Three days into the school year, these two students (who were labeled as essentially unable to understand grade-level mathematics) were tasked with counting a collection of objects. Every other group started counting by ones. These two decided on a “big rectangle”. Their instinct was to organize, prior to counting. A sense of how structure and patterns can be utilized to help us understand mathematics seems vital. Their low iReady scores do not reveal their aptitude to think this way. (Surprise?)
This year, as a math intervention, my grade level was told to create ability groups to meet with during small group time. While this is not my ideal teaching strategy, I began to think how these groups could serve as a humanizing and empowering experience for these students – capitalizing on their strengths, and nudging them to explore new grade-level content. Getting to work explicitly with students who may struggle to feel successful in mathematics – and giving them new ways to engage with it and show what they know is actually exciting.

One thing I discovered was that using Illustrative Mathematics’ resources in small group was a way to engage these students in mathematical inquiry and problem-based learning (because the absolute last thing we should be doing is gatekeeping that sort of thing for the “high kids”).
These two “low kids”, using an IM card sort, immediately began making connections between representations, situations and expressions. They worked together, collaboratively, bouncing ideas off of each other and defending their thinking. They were able to show that they understood the multiplication ideas they’d only been working on for a week.
Another opportunity we’ve had in our classroom this year is to engage in mathematical modeling. In the below example, students used a consensus board to attempt to figure out how many days our box of Ritz crackers would last our class for snack. They had to use information they knew (6 stacks in a box, 32 crackers in a stack), make some decisions (how many crackers should students get per day? How many students will eat crackers each day?) to attempt to find a solution.

The student whose work is represented on the bottom is one who was labeled “low” by other teachers at the school. What do you see? What I see is that she diligently represented each cracker in each stack to show exactly how many crackers we were working with.

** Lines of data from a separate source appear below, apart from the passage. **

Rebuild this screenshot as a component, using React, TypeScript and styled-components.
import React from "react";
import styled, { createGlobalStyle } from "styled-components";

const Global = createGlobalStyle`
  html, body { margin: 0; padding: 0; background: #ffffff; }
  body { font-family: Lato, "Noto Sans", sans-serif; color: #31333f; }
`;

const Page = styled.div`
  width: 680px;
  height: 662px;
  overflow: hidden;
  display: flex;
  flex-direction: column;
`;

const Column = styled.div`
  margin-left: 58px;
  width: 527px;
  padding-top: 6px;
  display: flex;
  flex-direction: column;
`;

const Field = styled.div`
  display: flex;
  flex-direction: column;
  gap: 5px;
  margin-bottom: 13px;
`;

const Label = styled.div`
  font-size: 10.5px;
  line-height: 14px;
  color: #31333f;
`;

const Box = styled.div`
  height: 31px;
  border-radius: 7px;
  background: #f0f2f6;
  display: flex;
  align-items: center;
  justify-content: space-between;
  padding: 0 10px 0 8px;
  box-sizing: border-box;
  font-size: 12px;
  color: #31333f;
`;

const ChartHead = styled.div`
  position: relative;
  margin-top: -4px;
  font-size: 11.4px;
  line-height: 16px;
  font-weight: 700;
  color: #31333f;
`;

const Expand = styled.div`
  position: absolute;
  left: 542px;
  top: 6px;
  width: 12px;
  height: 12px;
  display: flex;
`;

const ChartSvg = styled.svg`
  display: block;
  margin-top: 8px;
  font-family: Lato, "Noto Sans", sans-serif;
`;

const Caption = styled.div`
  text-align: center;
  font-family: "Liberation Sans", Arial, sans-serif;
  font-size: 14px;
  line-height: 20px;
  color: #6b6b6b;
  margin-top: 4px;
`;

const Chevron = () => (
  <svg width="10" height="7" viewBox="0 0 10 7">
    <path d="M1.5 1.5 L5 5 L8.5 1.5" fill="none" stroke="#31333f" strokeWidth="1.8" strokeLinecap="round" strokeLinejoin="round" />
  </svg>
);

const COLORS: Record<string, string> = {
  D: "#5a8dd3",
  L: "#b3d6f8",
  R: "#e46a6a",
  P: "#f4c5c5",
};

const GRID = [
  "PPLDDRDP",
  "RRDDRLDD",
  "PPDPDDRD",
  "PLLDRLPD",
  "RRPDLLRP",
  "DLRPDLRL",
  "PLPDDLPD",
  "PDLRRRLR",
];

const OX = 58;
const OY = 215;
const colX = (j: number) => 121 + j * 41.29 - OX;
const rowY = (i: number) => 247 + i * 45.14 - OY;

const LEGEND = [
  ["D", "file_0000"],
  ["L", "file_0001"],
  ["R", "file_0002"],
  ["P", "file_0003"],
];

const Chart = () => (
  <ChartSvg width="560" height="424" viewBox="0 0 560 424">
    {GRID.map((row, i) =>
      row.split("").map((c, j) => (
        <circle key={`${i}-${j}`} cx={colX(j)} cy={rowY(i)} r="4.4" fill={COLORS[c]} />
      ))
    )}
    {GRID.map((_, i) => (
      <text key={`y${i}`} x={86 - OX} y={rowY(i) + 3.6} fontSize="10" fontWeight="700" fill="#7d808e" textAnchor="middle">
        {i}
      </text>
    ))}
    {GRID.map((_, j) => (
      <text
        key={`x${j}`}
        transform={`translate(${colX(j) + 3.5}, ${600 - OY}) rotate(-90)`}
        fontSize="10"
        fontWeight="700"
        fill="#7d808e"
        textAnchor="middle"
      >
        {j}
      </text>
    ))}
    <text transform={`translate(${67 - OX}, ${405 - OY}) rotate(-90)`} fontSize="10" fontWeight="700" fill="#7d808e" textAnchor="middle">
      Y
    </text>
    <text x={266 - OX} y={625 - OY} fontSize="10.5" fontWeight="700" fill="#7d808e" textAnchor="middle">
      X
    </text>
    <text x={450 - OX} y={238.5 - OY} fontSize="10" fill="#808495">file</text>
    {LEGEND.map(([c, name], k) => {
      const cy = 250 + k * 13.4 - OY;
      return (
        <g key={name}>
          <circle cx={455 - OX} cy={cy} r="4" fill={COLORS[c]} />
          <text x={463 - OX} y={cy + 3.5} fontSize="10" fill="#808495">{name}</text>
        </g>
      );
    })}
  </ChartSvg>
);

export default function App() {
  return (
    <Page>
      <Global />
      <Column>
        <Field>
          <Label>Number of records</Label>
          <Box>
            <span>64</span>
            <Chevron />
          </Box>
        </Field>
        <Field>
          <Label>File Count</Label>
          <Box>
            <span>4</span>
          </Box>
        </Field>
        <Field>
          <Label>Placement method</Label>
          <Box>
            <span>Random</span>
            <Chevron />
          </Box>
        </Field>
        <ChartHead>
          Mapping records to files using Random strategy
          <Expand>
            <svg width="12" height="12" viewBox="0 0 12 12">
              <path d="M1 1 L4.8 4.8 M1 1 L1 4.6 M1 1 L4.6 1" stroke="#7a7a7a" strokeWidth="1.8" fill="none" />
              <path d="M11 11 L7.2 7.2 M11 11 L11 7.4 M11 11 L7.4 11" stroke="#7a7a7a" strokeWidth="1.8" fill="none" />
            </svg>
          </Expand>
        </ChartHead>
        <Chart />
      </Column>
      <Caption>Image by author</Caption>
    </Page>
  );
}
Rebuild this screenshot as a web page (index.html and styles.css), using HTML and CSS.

I see she made a decision about how many crackers each student would get per day (4). I see she got stuck thinking about how to incorporate the number of people eating crackers each day (most students did) and would benefit from a nudge to consider how she might show the crackers eaten by the class in one day.
To be clear – I think her work is phenomenal – equally as fascinating as the others in her group, who had their unique strategies and models, and their own places they got stuck.
And let’s talk about math quizzes.
My feelings about quizzes are mixed. Long opposed to most traditional assessments, this year what I’ve found is when used strategically, they can be a really interesting tool to uncover students’ understanding of the mathematics they’ve been learning. Some students might choose to complete their quiz independently – while I might ask others if they can show me their thinking about a question in a different way (especially if they’re struggling to represent their ideas on paper, and are hesitant to grab manipulatives).
What do you think this “low” student is doing?

He correctly represented his thinking on paper – he counted his grapes by ones and slightly miscounted – but when prompted to show his thinking with cubes, immediately realized he could count by 10s, physically moving the cubes to show what had and hadn’t been counted.
He then used his cubes to immediately solve the next question (which was more complex, and involved ideas such as measurement division that we hadn’t explicitly talked about at this point).

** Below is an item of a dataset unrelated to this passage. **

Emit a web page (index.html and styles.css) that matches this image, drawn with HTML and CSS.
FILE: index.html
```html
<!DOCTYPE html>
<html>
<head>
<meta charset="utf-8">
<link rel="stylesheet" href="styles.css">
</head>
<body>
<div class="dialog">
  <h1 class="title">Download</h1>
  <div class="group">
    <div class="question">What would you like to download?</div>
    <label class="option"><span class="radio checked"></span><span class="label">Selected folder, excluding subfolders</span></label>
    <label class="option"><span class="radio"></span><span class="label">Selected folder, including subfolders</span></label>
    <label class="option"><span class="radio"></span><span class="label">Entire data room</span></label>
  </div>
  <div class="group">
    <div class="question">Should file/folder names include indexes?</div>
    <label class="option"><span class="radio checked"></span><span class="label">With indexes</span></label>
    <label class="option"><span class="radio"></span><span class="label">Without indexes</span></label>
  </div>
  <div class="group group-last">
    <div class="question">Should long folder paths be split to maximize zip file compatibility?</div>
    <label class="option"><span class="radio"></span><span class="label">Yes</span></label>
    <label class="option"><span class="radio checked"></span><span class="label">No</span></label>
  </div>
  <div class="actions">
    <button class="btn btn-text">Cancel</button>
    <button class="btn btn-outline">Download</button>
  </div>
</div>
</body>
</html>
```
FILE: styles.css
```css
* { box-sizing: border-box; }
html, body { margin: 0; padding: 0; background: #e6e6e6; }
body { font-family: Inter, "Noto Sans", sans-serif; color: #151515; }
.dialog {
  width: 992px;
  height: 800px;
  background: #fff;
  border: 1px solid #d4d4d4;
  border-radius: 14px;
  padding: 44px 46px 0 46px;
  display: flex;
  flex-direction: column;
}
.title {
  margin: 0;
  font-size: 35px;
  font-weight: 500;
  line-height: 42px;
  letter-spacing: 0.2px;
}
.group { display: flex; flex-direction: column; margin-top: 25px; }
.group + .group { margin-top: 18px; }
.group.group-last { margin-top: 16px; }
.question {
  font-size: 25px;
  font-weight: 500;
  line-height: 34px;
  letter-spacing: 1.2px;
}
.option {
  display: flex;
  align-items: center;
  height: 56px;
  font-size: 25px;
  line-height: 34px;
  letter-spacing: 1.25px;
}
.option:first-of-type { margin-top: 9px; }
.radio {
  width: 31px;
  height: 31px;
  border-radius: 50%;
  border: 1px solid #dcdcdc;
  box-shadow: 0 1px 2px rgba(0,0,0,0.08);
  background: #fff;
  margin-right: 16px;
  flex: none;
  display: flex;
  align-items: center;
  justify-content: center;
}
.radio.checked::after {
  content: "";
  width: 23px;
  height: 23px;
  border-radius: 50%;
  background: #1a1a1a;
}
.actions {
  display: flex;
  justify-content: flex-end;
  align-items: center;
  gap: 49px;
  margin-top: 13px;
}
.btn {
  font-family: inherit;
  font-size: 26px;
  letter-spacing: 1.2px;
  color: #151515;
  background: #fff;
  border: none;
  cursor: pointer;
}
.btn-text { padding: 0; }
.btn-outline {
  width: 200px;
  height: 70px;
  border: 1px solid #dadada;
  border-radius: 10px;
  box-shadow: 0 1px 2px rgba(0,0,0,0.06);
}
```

Another “low” student, when working one on one with him building and counting equal groups, would join his cubes together to make his groups, and then join the groups into one long unifix cube tower and count each cube. He meticulously recorded his answers to multiplication equations as he worked through the questions with only slight nudges from me.
If these students understand the mathematical concepts being discussed in class just as much as anyone else, why are they even labeled the “low kids”?
When a computer assessment is your primary way of determining someone’s aptitude, you’re going to be left with the impression that some in your class “can” and some “can’t”. And what about when a significant amount of your students who are scoring low are designated as multilingual learners? They are literally processing language differently than students whose primary method of communication since birth has been English. (Similar for students with learning disabilities).
As a result, they may struggle with reading English at the level that grade-level assessments assume competency in – be it with decoding, comprehension, and/or vocabulary – and when the majority of math tasks students encounter have a high cognitive load up front (read it, understand it, solve it), the barriers are built right in.
Reading comprehension is connected to mathematics only insofar as word problems are the primary source of determining mathematical understanding. Without multiple ways for students to access mathematics content, and multiple ways for teachers to assess it, certain students will always seem “low” while others seem “high”.
Beyond reading, the pedagogical structures of many math curricula (and if we’re really getting into it, school in general) simply aren’t developmentally appropriate for some students. Kids need different things! School systems lacking the ability to give a student an accommodation they need to show they can understand a concept should not be taken to mean “the student cannot understand the concept”.
Here are some questions I’m thinking and reflecting about:
- Do we need to categorize students sometimes? It it even possible to categorize students in a humanizing way?
- If yes, under what circumstances does it make sense to categorize students? When doesn’t it make sense?
- What kind of categories are helpful? How do we know?
- I (and other teachers) have to teach a curriculum with fidelity. I have to give certain tests with fidelity. I have to show these tests to families, administrators, and coworkers, and decisions about these students are made as a result of these tests.
- Given all that, how do we push back on labeling “low kids” and “high kids” (or sub your favorite euphemisms – “struggling learners”, “high fliers”)?
- How much of the change that needs to happen is about what we say – i.e. the words we use – vs. what we do – i.e. the structures, routines, and learning opportunities in our mathematics classroom?